Government insistent on reform doseOpposition warns of violating civilians’ rights [Archives:2005/805/Front Page]

January 6 2005

The Joint Meeting Opposition Parties have waged a media campaign, which demands that the killer dose of economic reforms included in the government's 2005 budget be rejected. The Cabinet forwarded the budget to the Parliament insisting that the subsidies on oil derivatives be lifted.

The exchange of accusations between the opposition and the government has mounted, following the attack on the Prime Minister Abdulqader Bajammal, when one of the companions pointed his gun at Bajammal saying to him “if you pass the dose on I will shoot you dead and tomorrow we will storm your house”. Many observers believe that Prime Minister Bajammal is likely to be the first victim of the subsidy cuts.
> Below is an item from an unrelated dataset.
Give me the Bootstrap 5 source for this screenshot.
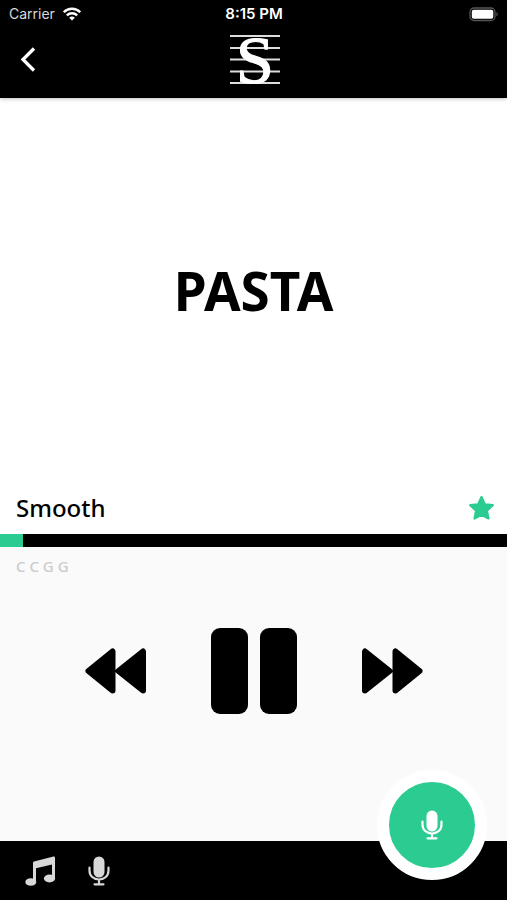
<!DOCTYPE html>
<html lang="en">
<head>
<meta charset="utf-8">
<meta name="viewport" content="width=device-width, initial-scale=1">
<title>Smooth</title>
<link href="https://cdn.jsdelivr.net/npm/bootstrap@5.3.0/dist/css/bootstrap.min.css" rel="stylesheet">
<style>
  :root { --accent: #2bcb91; }
  body { font-family: "Noto Sans", sans-serif; color: #000; background: #fafafa; }
  svg { display: block; }
  .top-bar { background: #000; color: #fff; box-shadow: 0 1px 4px rgba(0,0,0,.25); z-index: 1; }
  .status { font: 14px/28px Inter, sans-serif; height: 28px; padding: 0 8px 0 9px; }
  .status .carrier { color: #d8d8d8; }
  .status .clock { font-weight: 600; font-size: 15px; }
  .title-row { height: 70px; padding: 0 18px 0 16px; }
  .logo { overflow: visible; }
  .plain { background: none; border: 0; padding: 0; color: inherit; }
  .lyric-area { flex: 384 1 0; background: #fff; padding-top: 2px; }
  .lyric { font-size: 53px; line-height: 64px; font-weight: 700; }
  .song-row { background: #fff; height: 51px; padding: 0 12px 1px 16px; }
  .song-name { font-size: 24px; line-height: 32px; font-weight: 500; }
  .song-progress { height: 13px; background: #000; border-radius: 0; }
  .song-progress .progress-bar { background: var(--accent); }
  .deck { flex: 295 1 0; }
  .notes { font-size: 15px; line-height: 20px; font-weight: 500; color: #ccc; padding: 9px 16px 0; }
  .transport { gap: 64px; padding-top: 52px; }
  .bottom-bar { background: #000; color: #d8d8d8; height: 59px; padding: 0 25px; gap: 32px; }
  .record { position: absolute; right: 20px; bottom: 20px; width: 110px; height: 110px; border: 12px solid #fff; background: var(--accent); color: #fff; }
</style>
<script src="https://cdn.jsdelivr.net/npm/bootstrap@5.3.0/dist/js/bootstrap.bundle.min.js"></script>
</head>
<body>
<svg class="d-none" aria-hidden="true">
  <symbol id="mic" viewBox="0 0 22 30">
    <rect x="5.500" y="0.500" width="11" height="21" rx="5.500" fill="currentColor"/>
    <path d="M1.500 11.500V14.500C1.500 20 5.500 23.500 11 23.500S20.500 20 20.500 14.500V11.500M11 23.500V28M6.500 28.300H15.500" fill="none" stroke="currentColor" stroke-width="2.200" stroke-linecap="round"/>
  </symbol>
  <symbol id="skip" viewBox="0 0 62 48">
    <path d="M4 4.500V43.500L28.500 24ZM34.500 4.500V43.500L58.500 24Z" fill="currentColor" stroke="currentColor" stroke-width="6" stroke-linejoin="round"/>
  </symbol>
</svg>
<div class="position-relative d-flex flex-column min-vh-100">
  <header class="top-bar">
    <div class="status row g-0 align-items-center">
      <div class="col d-flex align-items-center gap-2">
        <span class="carrier">Carrier</span>
        <svg width="18" height="14" viewBox="0 0 18 14" fill="none" stroke="#fff" stroke-width="2.300" aria-label="Wi-Fi" role="img"><path d="M.8 5.200C5.500.6 12.500.6 17.200 5.200M3.800 8.400C6.800 5.500 11.200 5.500 14.200 8.400"/><path d="M9 13.600L6.200 10.800Q9 8.300 11.800 10.800Z" fill="#fff" stroke="none"/></svg>
      </div>
      <div class="col-auto clock">8:15 PM</div>
      <div class="col d-flex justify-content-end">
        <svg width="30" height="15" viewBox="0 0 30 15" aria-label="Battery full" role="img"><rect x="1" y="1" width="25" height="12.500" rx="4" fill="none" stroke="#555" stroke-width="1.300"/><rect x="2.800" y="2.800" width="21.500" height="9" rx="2" fill="#fff"/><path d="M27.500 5Q30 7.200 27.500 9.500Z" fill="#666"/></svg>
      </div>
    </div>
    <div class="title-row row g-0">
      <div class="col pt-3 ps-1">
        <button class="plain" type="button" aria-label="Back"><svg width="18" height="30" viewBox="0 0 18 30"><path d="M14 4.500L3 15.500L14 26.500" fill="none" stroke="#fff" stroke-width="3.300"/></svg></button>
      </div>
      <div class="col-auto pt-1">
        <svg class="logo" width="50" height="58" viewBox="0 0 50 58" role="img" aria-label="S">
          <path d="M0 4H50M0 16H50M0 27.500H50M0 39.500H50M0 51H50" stroke="#ddd" stroke-width="2"/>
          <text x="25" y="50.500" text-anchor="middle" font-family="Liberation Serif, serif" font-size="68" fill="#fff" stroke="#fff" stroke-width="1.200">S</text>
        </svg>
      </div>
      <div class="col"></div>
    </div>
  </header>
  <main class="flex-grow-1 d-flex flex-column">
    <section class="lyric-area d-flex align-items-center justify-content-center">
      <h1 class="lyric m-0">PASTA</h1>
    </section>
    <div class="song-row d-flex align-items-center justify-content-between">
      <h2 class="song-name m-0">Smooth</h2>
      <button class="plain" type="button" aria-label="Favourite"><svg width="27" height="26" viewBox="0 0 27 26"><path d="M13.500 2L16.800 9.300L24.800 10.200L18.900 15.700L20.500 23.500L13.500 19.700L6.500 23.500L8.100 15.700L2.200 10.200L10.200 9.300Z" fill="#2bcb91" stroke="#2bcb91" stroke-width="2.200" stroke-linejoin="round"/></svg></button>
    </div>
    <div class="progress song-progress" role="progressbar" aria-label="Song position" aria-valuenow="5" aria-valuemin="0" aria-valuemax="100">
      <div class="progress-bar" style="width: 4.5%"></div>
    </div>
    <section class="deck">
      <p class="notes m-0">C C G G</p>
      <div class="transport d-flex align-items-center justify-content-center">
        <button class="plain" type="button" aria-label="Rewind"><svg width="62" height="48" viewBox="0 0 62 48"><use href="#skip" transform="matrix(-1 0 0 1 62 0)"/></svg></button>
        <button class="plain" type="button" aria-label="Pause"><svg width="86" height="86" viewBox="0 0 86 86"><rect width="37" height="86" rx="9"/><rect x="49" width="37" height="86" rx="9"/></svg></button>
        <button class="plain" type="button" aria-label="Fast forward"><svg width="62" height="48"><use href="#skip"/></svg></button>
      </div>
    </section>
  </main>
  <footer class="bottom-bar d-flex align-items-center">
    <button class="plain" type="button" aria-label="Songs"><svg width="31" height="30" viewBox="0 0 31 30" fill="currentColor"><path d="M8 7Q8 5.900 9 5.600L28.500.5Q30 .2 30 1.700V22H27V8.500L11 12.300V26H8Z"/><ellipse cx="5.800" cy="26" rx="5.500" ry="3.800"/><ellipse cx="24.500" cy="22.500" rx="5.600" ry="3.900"/></svg></button>
    <button class="plain" type="button" aria-label="Recordings"><svg width="22" height="30"><use href="#mic"/></svg></button>
  </footer>
  <button class="record rounded-circle p-0 d-flex align-items-center justify-content-center" type="button" aria-label="Record"><svg width="22" height="30"><use href="#mic"/></svg></button>
</div>
</body>
</html>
The threats led the Parliament to suspend several sessions and resume its discussion of the budget this week.

In the last few days, newspapers belonging to the ruling Peoples' General Congress (PGC) have attacked those who they have deemed to be fundamentalists at the Iman University. They allege that the Islah party is deliberately sparking chaos and are disrupting reforms that will prevent people from smuggling Yemen's oil derivatives out of the country.

The budget proposed by the government reduces the subsidy on oil derivatives to YR 44 billion. This is down from the YR 120,669 billion allocated to oil derivatives in last year's budget.

The price of diesel will rise to YR35 from 17 per liter, the price of petrol will increase from YR35 to 52.5 per-litter and Kerosene will go from YR22 to 40 per liter. Such increases are certain to meet with public outrage.

In their statement on the 2005 budget, the opposition parties consider the reforms likely to be socially catastrophic. They charge that there was a pre-planned policy to pass the budget despite the government's awareness of the risks. It is the people who will suffer if the parliament approves the proposed budget.

The government is intent on exploiting the power of the ruling party at the expense of the opposition parties that are less powerful within the parliament, but a number of the ruling party members stand by the opposition, and are calling on the government to make real reforms in favor of the people.

Controversy is building as the government has also approved an additional allotment to the budget of 2004 without consulting the parliament. A large number of MPs now believe that the government is weakening the reform process, wasting public money and breaching the constitution and the law.

Some economists say that the 2005 budget will help increase the random expense of money, while other observers claim that passing on the reform dose before the Parliament's January vacation will help the opposition to increase its standing among the public.

Increasing unemployment and corruption, coupled with the fact that the government has been unwilling to punish corrupt figures, also contribute to the lack of trust that the public holds for the reform process.

Public protests are expected to be like those of 1997, when a large group of people took to the streets causing chaos and vandalizing properties in the capital and other cities after subsidies on foodstuffs and oil were lifted. The Yemeni Interior Ministry is on high alert as it prepares its security forces including the Central Security, which is the biggest and is commanded by the President's nephew, to confront any ensuing chaos.